Most states tax at least some types of business income derived from the state. As a rule, the details of how income from a specific business is taxed depend in part on the business's legal form. In most states, corporations are subject to a corporate income tax, while income from pass-through entities such as S corporations, limited liability companies (LLCs), partnerships, and sole proprietorships is subject to a state's tax on personal income. Tax rates for both corporate income and personal income vary widely among states. Corporate rates, which most often are flat regardless of the amount of income, generally range from roughly 4% to 10%. Personal rates, which generally vary depending on the amount of income, can range from 0% (for small amounts of taxable income) to around 9% or more in some states.
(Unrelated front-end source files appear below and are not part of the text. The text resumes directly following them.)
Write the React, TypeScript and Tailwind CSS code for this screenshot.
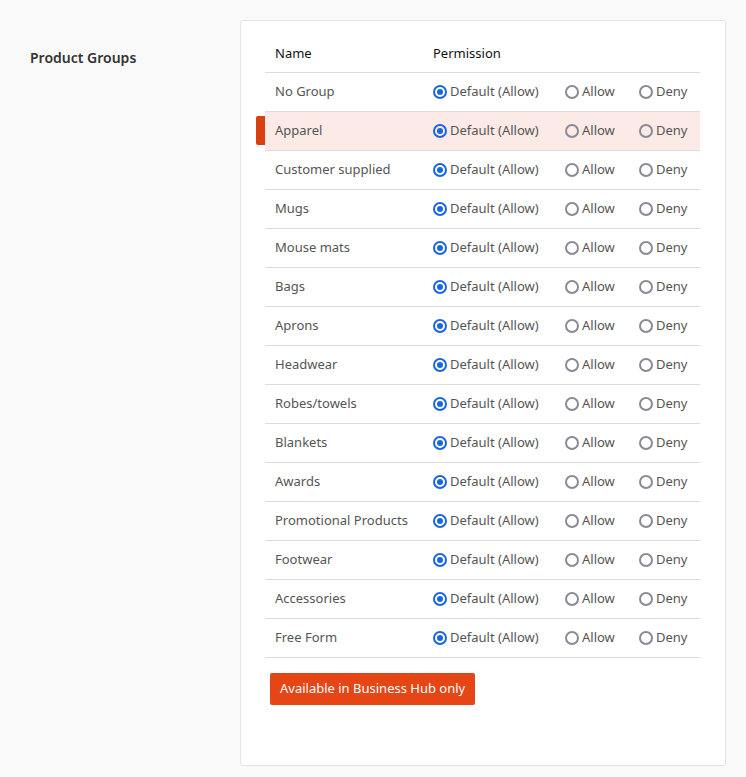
const GROUPS = ['No Group', 'Apparel', 'Customer supplied', 'Mugs', 'Mouse mats', 'Bags', 'Aprons', 'Headwear', 'Robes/towels', 'Blankets', 'Awards', 'Promotional Products', 'Footwear', 'Accessories', 'Free Form']

function Radio({ checked, label }: { checked?: boolean; label: string }) {
  return (
    <span className="flex items-center gap-[3px]">
      {checked ? (
        <span className="flex h-[14px] w-[14px] items-center justify-center rounded-full border-2 border-[#1a66e0]">
          <span className="h-[6px] w-[6px] rounded-full bg-[#1a66e0]" />
        </span>
      ) : (
        <span className="h-[14px] w-[14px] rounded-full border-2 border-[#8a8a96]" />
      )}
      {label}
    </span>
  )
}

export default function App() {
  return (
    <div className="min-h-[777px] bg-[#f9f9f9] font-['Roboto',sans-serif] text-[13px]">
      <div className="flex pt-5">
        <div className="w-[240px] pl-[30px] pt-[27px] text-[14px] font-semibold text-[#333]">Product Groups</div>
        <div className="h-[746px] w-[486px] rounded-[3px] border border-[#e4e4e4] bg-white pl-[24px] pr-[25px] pt-[14px]">
          <div className="grid h-[38px] grid-cols-[158px_132px_74px_1fr] items-center border-b border-[#dcdcdc] pl-[10px] text-[#111]">
            <span>Name</span>
            <span>Permission</span>
          </div>
          {GROUPS.map((g) => (
            <div
              key={g}
              className={`relative grid h-[39px] grid-cols-[158px_132px_74px_1fr] items-center border-b border-[#dcdcdc] pl-[10px] text-[#555] ${g === 'Apparel' ? 'bg-[#fbeae6]' : ''}`}
            >
              {g === 'Apparel' && <span className="absolute left-[-9px] top-[4px] h-[29px] w-[9px] rounded-l-[2px] bg-[#d8400f]" />}
              <span>{g}</span>
              <Radio checked label="Default (Allow)" />
              <Radio label="Allow" />
              <Radio label="Deny" />
            </div>
          ))}
          <button className="ml-[5px] mt-[15px] h-[32px] rounded-[2px] bg-[#e64516] px-[10px] text-[13px] text-white">
            Available in Business Hub only
          </button>
        </div>
      </div>
    </div>
  )
}
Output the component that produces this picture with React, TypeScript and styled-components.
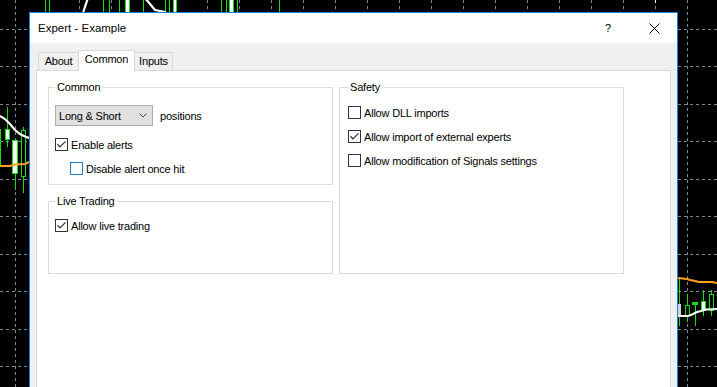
import React from "react";
import styled, { createGlobalStyle } from "styled-components";

const FONT = `"Liberation Sans", Arial, sans-serif`;

const GlobalStyle = createGlobalStyle`
  html, body { margin: 0; padding: 0; background: #000; }
  body { overflow: hidden; }
  * { box-sizing: border-box; }
`;

const Screen = styled.div`
  position: relative;
  width: 717px;
  height: 387px;
  overflow: hidden;
  background: #000;
  font-family: ${FONT};
  font-size: 11px;
  letter-spacing: -0.2px;
  color: #000;
`;

const ChartCanvas = styled.svg`
  position: absolute;
  inset: 0;
  display: block;
`;

const Window = styled.div`
  position: absolute;
  left: 29px;
  top: 12px;
  width: 649px;
  height: 420px;
  border: 1px solid #1883d7;
  background: #f0f0f0;
  display: flex;
  flex-direction: column;
`;

const TitleBar = styled.div`
  flex: none;
  height: 30px;
  background: #fff;
  display: flex;
  align-items: center;
  justify-content: space-between;
  padding-left: 8px;
`;

const Title = styled.span`
  font-size: 11.5px;
  letter-spacing: 0;
`;

const TitleButtons = styled.div`
  display: flex;
  height: 100%;
`;

const TitleButton = styled.div`
  width: 46px;
  height: 100%;
  display: flex;
  align-items: center;
  justify-content: center;
  font-size: 11px;
`;

const Body = styled.div`
  flex: 1;
  display: flex;
  flex-direction: column;
  padding-top: 7px;
`;

const TabStrip = styled.div`
  flex: none;
  height: 20px;
  display: flex;
  align-items: flex-end;
  padding-left: 8px;
`;

const Tab = styled.div<{ $active?: boolean; $w: number; $side?: "left" | "right" }>`
  position: relative;
  z-index: ${(p) => (p.$active ? 1 : 0)};
  width: ${(p) => p.$w}px;
  height: ${(p) => (p.$active ? 21 : 18)}px;
  margin-bottom: ${(p) => (p.$active ? -1 : 0)}px;
  background: ${(p) => (p.$active ? "#fff" : "#f0f0f0")};
  border: 1px solid #d9d9d9;
  border-bottom: none;
  ${(p) => (p.$side === "left" ? "border-right: none;" : "")}
  ${(p) => (p.$side === "right" ? "border-left: none;" : "")}
  text-align: center;
  line-height: 14px;
  padding-top: 1px;
`;

const TabPanel = styled.div`
  flex: 1;
  margin: 0 6px;
  background: #fff;
  border: 1px solid #d9d9d9;
  padding: 9px 11px 0;
`;

const Columns = styled.div`
  display: grid;
  grid-template-columns: 285px 285px;
  column-gap: 6px;
  align-items: stretch;
`;

const Column = styled.div`
  display: flex;
  flex-direction: column;
`;

const Group = styled.fieldset<{
  $padTop: number;
  $padLeft: number;
  $padBottom?: number;
  $minH?: number;
  $mt?: number;
}>`
  margin: ${(p) => p.$mt ?? 0}px 0 0;
  min-width: 0;
  border: 1px solid #dcdcdc;
  padding: ${(p) => p.$padTop}px 4px ${(p) => p.$padBottom ?? 0}px
    ${(p) => p.$padLeft}px;
  ${(p) => (p.$minH ? `min-height: ${p.$minH}px;` : "")}
`;

const Legend = styled.legend`
  padding: 0 2px;
  line-height: 14px;
  font-size: 11px;
`;

const ComboRow = styled.div`
  display: flex;
  align-items: center;
  gap: 7px;
  height: 21px;
`;

const Combo = styled.div`
  width: 98px;
  height: 21px;
  background: #e1e1e1;
  border: 1px solid #adadad;
  display: flex;
  align-items: center;
  justify-content: space-between;
  padding: 0 5px 0 3px;
  line-height: 14px;
`;

const Text = styled.span`
  line-height: 14px;
`;

const CheckRow = styled.div<{ $mt?: number; $indent?: number }>`
  display: flex;
  align-items: center;
  gap: 3px;
  height: 13px;
  margin-top: ${(p) => p.$mt ?? 0}px;
  margin-left: ${(p) => p.$indent ?? 0}px;
  line-height: 13px;
`;

const Box = styled.span<{ $focus?: boolean }>`
  flex: none;
  width: 13px;
  height: 13px;
  border: 1px solid ${(p) => (p.$focus ? "#1a7fd6" : "#333")};
  background: #fff;
  display: flex;
  align-items: center;
  justify-content: center;
`;

const Label = styled.span`
  padding-top: 1px;
`;

function Checkbox({ checked, focus, label, mt, indent }: { checked?: boolean; focus?: boolean; label: string; mt?: number; indent?: number }) {
  return (
    <CheckRow $mt={mt} $indent={indent}>
      <Box $focus={focus}>
        {checked && (
          <svg width="11" height="11" viewBox="0 0 11 11">
            <polyline points="1.5,5.3 4,7.9 9.5,2.4" fill="none" stroke="#333" strokeWidth="1.3" />
          </svg>
        )}
      </Box>
      <Label>{label}</Label>
    </CheckRow>
  );
}

type Candle = { x: number; w: number; top: number; bottom: number; hi: number; lo: number; fill: string; stroke?: string };

const GREEN = "#12e012";
const GRID = "#778899";

const candles: Candle[] = [
  // left strip
  { x: -2.5, w: 3, top: 129.5, bottom: 165.5, hi: 120, lo: 175, fill: "#000" },
  { x: 5.5, w: 4, top: 129.5, bottom: 139.5, hi: 107, lo: 147, fill: "#fff" },
  { x: 12.5, w: 5, top: 140.5, bottom: 173.5, hi: 140, lo: 190, fill: "#fff" },
  { x: 21.5, w: 4, top: 130.5, bottom: 176.5, hi: 127, lo: 193, fill: "#000" },
  // top strip
  { x: 45.5, w: 3.5, top: -10, bottom: 30, hi: -10, lo: 30, fill: "#000" },
  { x: 103.5, w: 5.5, top: -10, bottom: 30, hi: -10, lo: 30, fill: "#000" },
  { x: 125.5, w: 4, top: -10, bottom: 30, hi: -10, lo: 30, fill: "#fff" },
  { x: 165.5, w: 3.5, top: -10, bottom: 30, hi: -10, lo: 30, fill: "#000" },
  { x: 173.5, w: 3, top: -10, bottom: 30, hi: -10, lo: 30, fill: "#fff" },
  { x: 221.5, w: 4.5, top: -10, bottom: 30, hi: -10, lo: 30, fill: "#000" },
  { x: 229.5, w: 3.5, top: -10, bottom: 30, hi: -10, lo: 30, fill: "#fff" },
  // right strip
  { x: 677.5, w: 3, top: 304.5, bottom: 316.5, hi: 278, lo: 326, fill: "#d4d4d4", stroke: "#d4d4d4" },
  { x: 685.5, w: 4, top: 305.5, bottom: 315.5, hi: 294, lo: 322, fill: "#000" },
  { x: 692.5, w: 5, top: 302.5, bottom: 304.5, hi: 302, lo: 326, fill: GREEN },
  { x: 701.5, w: 4, top: 301.5, bottom: 310.5, hi: 290, lo: 316, fill: "#fff" },
  { x: 709.5, w: 4, top: 294.5, bottom: 310.5, hi: 290, lo: 316, fill: "#000" },
];

const wicks = [119.5, 143.5, 237.5, 279.5];

const whiteMA =
  "0,116 5,119 10,124 15,130 20,134 25,136.5 29,138 40,120 60,60 80,22 83.3,12 87.3,0 90,-8 120,-20 146.7,0 155,10 165,12 175,25 300,150 500,250 678,316 688,316 691,315 694,313.5 697,312 701,311 706,309.5 717,309";
const orangeMA =
  "0,166 10,166 15,164.5 25,164 29,162 200,200 500,260 678,278 687,279 690,280 695,281 699,282 712,282 717,283";

function Chart() {
  const hLines: number[] = [];
  for (let k = 0; k < 10; k++) hLines.push(Math.floor(29 + 37.5 * k) + 0.5);
  const vLines: number[] = [];
  for (let k = 0; k < 22; k++) vLines.push(15.5 + 32 * k);
  return (
    <ChartCanvas width="717" height="387" viewBox="0 0 717 387">
      <rect width="717" height="387" fill="#000" />
      <g stroke={GRID} strokeWidth="1" strokeDasharray="3 3" shapeRendering="crispEdges">
        {hLines.map((y) => (
          <line key={"h" + y} x1="0" y1={y} x2="717" y2={y} />
        ))}
        {vLines.map((x) => (
          <line key={"v" + x} x1={x} y1="0" x2={x} y2="387" />
        ))}
      </g>
      <g shapeRendering="crispEdges">
        {wicks.map((x) => (
          <line key={"w" + x} x1={x} y1="-5" x2={x} y2="30" stroke={GREEN} />
        ))}
        <line x1="655.5" y1="0" x2="655.5" y2="3" stroke="#fff" />
        {candles.map((c, i) => (
          <g key={i}>
            <line x1={c.x + c.w / 2} y1={c.hi} x2={c.x + c.w / 2} y2={c.lo} stroke={GREEN} />
            <rect x={c.x} y={c.top} width={c.w} height={c.bottom - c.top} fill={c.fill} stroke={c.stroke ?? GREEN} />
          </g>
        ))}
      </g>
      <polyline points={orangeMA} fill="none" stroke="#ffa21a" strokeWidth="2" />
      <polyline points={whiteMA} fill="none" stroke="#fff" strokeWidth="2.2" />
    </ChartCanvas>
  );
}

export default function App() {
  return (
    <>
      <GlobalStyle />
      <Screen>
        <Chart />
        <Window>
          <TitleBar>
            <Title>Expert - Example</Title>
            <TitleButtons>
              <TitleButton>?</TitleButton>
              <TitleButton>
                <svg width="11" height="11" viewBox="0 0 11 11">
                  <path d="M0.5 0.5 L10.5 10.5 M10.5 0.5 L0.5 10.5" stroke="#000" strokeWidth="1" />
                </svg>
              </TitleButton>
            </TitleButtons>
          </TitleBar>
          <Body>
            <TabStrip>
              <Tab $w={40} $side="left">About</Tab>
              <Tab $w={57} $active>Common</Tab>
              <Tab $w={38} $side="right">Inputs</Tab>
            </TabStrip>
            <TabPanel>
              <Columns>
                <Column>
                  <Group $padTop={11} $padLeft={6} $padBottom={9}>
                    <Legend>Common</Legend>
                    <ComboRow>
                      <Combo>
                        <span>Long &amp; Short</span>
                        <svg width="8" height="5" viewBox="0 0 8 5">
                          <polyline points="0.5,0.5 4,4 7.5,0.5" fill="none" stroke="#444" strokeWidth="1" />
                        </svg>
                      </Combo>
                      <Text>positions</Text>
                    </ComboRow>
                    <Checkbox checked label="Enable alerts" mt={12} />
                    <Checkbox focus label="Disable alert once hit" mt={11} indent={15} />
                  </Group>
                  <Group $padTop={11} $padLeft={6} $minH={80} $mt={9}>
                    <Legend>Live Trading</Legend>
                    <Checkbox checked label="Allow live trading" />
                  </Group>
                </Column>
                <Group $padTop={12} $padLeft={8}>
                  <Legend>Safety</Legend>
                  <Checkbox label="Allow DLL imports" />
                  <Checkbox checked label="Allow import of external experts" mt={11} />
                  <Checkbox label="Allow modification of Signals settings" mt={11} />
                </Group>
              </Columns>
            </TabPanel>
          </Body>
        </Window>
      </Screen>
    </>
  );
}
Currently, six states—Nevada, Ohio, South Dakota, Texas, Washington, and Wyoming – do not have a corporate income tax. However, four of those states—Nevada, Ohio, Texas, and Washington—do have some form of gross receipts tax on corporations. Moreover, five of those states—Nevada, South Dakota, Texas, Washington, and Wyoming—as well as Alaska, Florida, and Tennessee currently have no personal income tax. Individuals in New Hampshire are only taxed on interest and dividend income.
Apart from taxing business income through a corporate income tax or a personal income tax, many states impose a separate tax on at least some businesses, sometimes called a "franchise tax" or "privilege tax." This is frequently justified as a tax simply for the privilege of doing business in the state. As with state taxes on business income, the specifics of a state's franchise tax often depend in part on the legal form of the business. Franchise taxes are generally either a flat fee or an amount based on a business's net worth.
Tennessee has both an excise tax, which is a tax on net earnings, and a franchise tax, which is a tax on net worth. Both of these taxes apply to most Tennessee businesses other than general partnerships and sole proprietorships. At the same, and as mentioned above, Tennessee has no personal income tax. So, while your Tennessee business itself may well be subject annually to two different types of state tax, any remaining income after these taxes that passes through to you personally from most so-called pass-through entities, such as LLCs or limited liability partnerships (LLPs), will not be subject to further taxation on your personal state tax return.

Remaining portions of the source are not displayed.